Transactions let you write to multiple partitions/topics atomically and (with consumer settings) avoid reading uncommitted data.
| Concept | What it means | Remember |
|---|---|---|
| Transactional producer | Writes in a transaction | Requires transactional.id |
read_committed consumer | Reads only committed data | Hides aborted tx records |
read_uncommitted | Reads everything | May see aborted records |
| Format | Pros | Cons | Typical use |
|---|---|---|---|
| JSON | Human-readable, easy | No strict schema; larger payloads | Prototyping, logs |
| Avro | Compact + schema | Requires schema management | Strong default for evolving event contracts |
| Protobuf | Compact + strong types | Tooling complexity | Typed contracts across languages |
Compatibility answers: “Can old consumers read new data?” and “Can new consumers read old data?”

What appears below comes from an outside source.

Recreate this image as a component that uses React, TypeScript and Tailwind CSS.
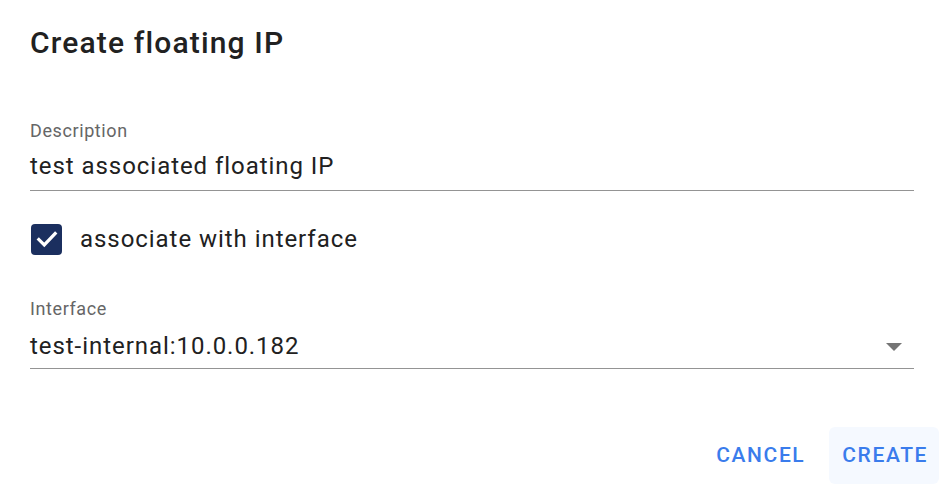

| Mode | Safe for… | Mental model |
|---|---|---|
| BACKWARD | New schema reads old data | New consumers ok |
| FORWARD | Old schema reads new data | Old consumers ok |
| FULL | Both directions | Safest, strictest |
| NONE | No guarantees | Fast iteration, high risk |
session.timeout.ms too low, processing blocks too long (max.poll.interval.ms), unstable membership.Broker (Kafka server) • Topic (stream name) • Partition (ordered shard) • Offset (position) • Consumer group (parallel readers) • ISR (in-sync replicas) • Rebalance (partition reassignment) • Idempotence (safe retries) • Transaction (atomic writes).